• _Information shown_
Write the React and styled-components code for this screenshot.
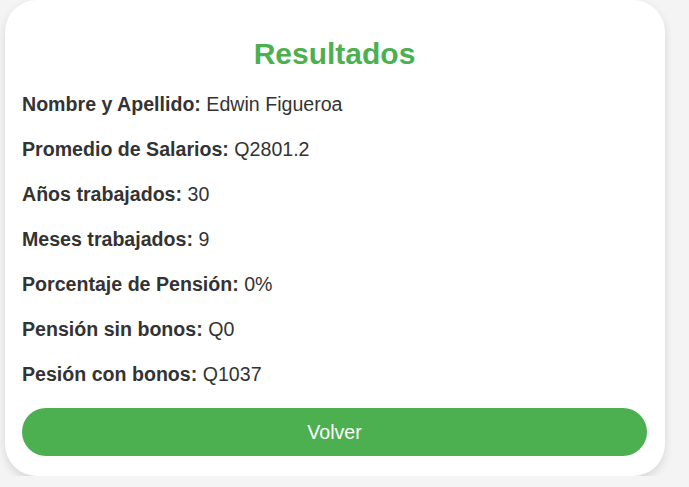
import React from 'react';
import styled, { createGlobalStyle } from 'styled-components';

const GlobalStyle = createGlobalStyle`
  body {
    margin: 0;
    background: #f4f4f4;
    font-family: 'Liberation Sans', Arial, sans-serif;
    overflow: hidden;
  }
`;

const Page = styled.div`
  width: 670px;
  display: flex;
  justify-content: center;
`;

const Card = styled.div`
  box-sizing: border-box;
  width: 660px;
  height: 476px;
  background: #fff;
  border-radius: 32px;
  padding: 36px 18px 0 17px;
  box-shadow: 0 4px 10px rgba(0, 0, 0, 0.12);
`;

const Title = styled.h2`
  margin: 0 0 10px;
  height: 36px;
  line-height: 36px;
  text-align: center;
  color: #4caf50;
  font-size: 30px;
  font-weight: bold;
`;

const List = styled.div`
  display: flex;
  flex-direction: column;
`;

const Row = styled.p`
  margin: 0;
  height: 45px;
  line-height: 45px;
  font-size: 19.6px;
  color: #333;
  white-space: nowrap;
`;

const Label = styled.strong`
  font-weight: bold;
`;

const Button = styled.button`
  display: block;
  width: 100%;
  height: 48px;
  margin-top: 11px;
  border: none;
  border-radius: 24px;
  background: #4caf50;
  color: #fff;
  font-family: 'Liberation Sans', Arial, sans-serif;
  font-size: 19.6px;
  cursor: pointer;
`;

const rows = [
  ['Nombre y Apellido:', 'Edwin Figueroa'],
  ['Promedio de Salarios:', 'Q2801.2'],
  ['Años trabajados:', '30'],
  ['Meses trabajados:', '9'],
  ['Porcentaje de Pensión:', '0%'],
  ['Pensión sin bonos:', 'Q0'],
  ['Pesión con bonos:', 'Q1037'],
];

const App = () => {
  return (
    <>
      <GlobalStyle />
      <Page>
        <Card>
          <Title>Resultados</Title>
          <List>
            {rows.map(([label, value]) => (
              <Row key={label}>
                <Label>{label}</Label> {value}
              </Row>
            ))}
          </List>
          <Button>Volver</Button>
        </Card>
      </Page>
    </>
  );
};

export default App;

• _Given task_
Copy all the data exactly as written, but skip any picture.

• _Final answer_
Write the React and styled-components code for this screenshot.
import React from 'react';
import styled, { createGlobalStyle } from 'styled-components';

const GlobalStyle = createGlobalStyle`
  body {
    margin: 0;
    background: #f4f4f4;
    font-family: 'Liberation Sans', Arial, sans-serif;
    overflow: hidden;
  }
`;

const Page = styled.div`
  width: 670px;
  display: flex;
  justify-content: center;
`;

const Card = styled.div`
  box-sizing: border-box;
  width: 660px;
  height: 476px;
  background: #fff;
  border-radius: 32px;
  padding: 36px 18px 0 17px;
  box-shadow: 0 4px 10px rgba(0, 0, 0, 0.12);
`;

const Title = styled.h2`
  margin: 0 0 10px;
  height: 36px;
  line-height: 36px;
  text-align: center;
  color: #4caf50;
  font-size: 30px;
  font-weight: bold;
`;

const List = styled.div`
  display: flex;
  flex-direction: column;
`;

const Row = styled.p`
  margin: 0;
  height: 45px;
  line-height: 45px;
  font-size: 19.6px;
  color: #333;
  white-space: nowrap;
`;

const Label = styled.strong`
  font-weight: bold;
`;

const Button = styled.button`
  display: block;
  width: 100%;
  height: 48px;
  margin-top: 11px;
  border: none;
  border-radius: 24px;
  background: #4caf50;
  color: #fff;
  font-family: 'Liberation Sans', Arial, sans-serif;
  font-size: 19.6px;
  cursor: pointer;
`;

const rows = [
  ['Nombre y Apellido:', 'Edwin Figueroa'],
  ['Promedio de Salarios:', 'Q2801.2'],
  ['Años trabajados:', '30'],
  ['Meses trabajados:', '9'],
  ['Porcentaje de Pensión:', '0%'],
  ['Pensión sin bonos:', 'Q0'],
  ['Pesión con bonos:', 'Q1037'],
];

const App = () => {
  return (
    <>
      <GlobalStyle />
      <Page>
        <Card>
          <Title>Resultados</Title>
          <List>
            {rows.map(([label, value]) => (
              <Row key={label}>
                <Label>{label}</Label> {value}
              </Row>
            ))}
          </List>
          <Button>Volver</Button>
        </Card>
      </Page>
    </>
  );
};

export default App;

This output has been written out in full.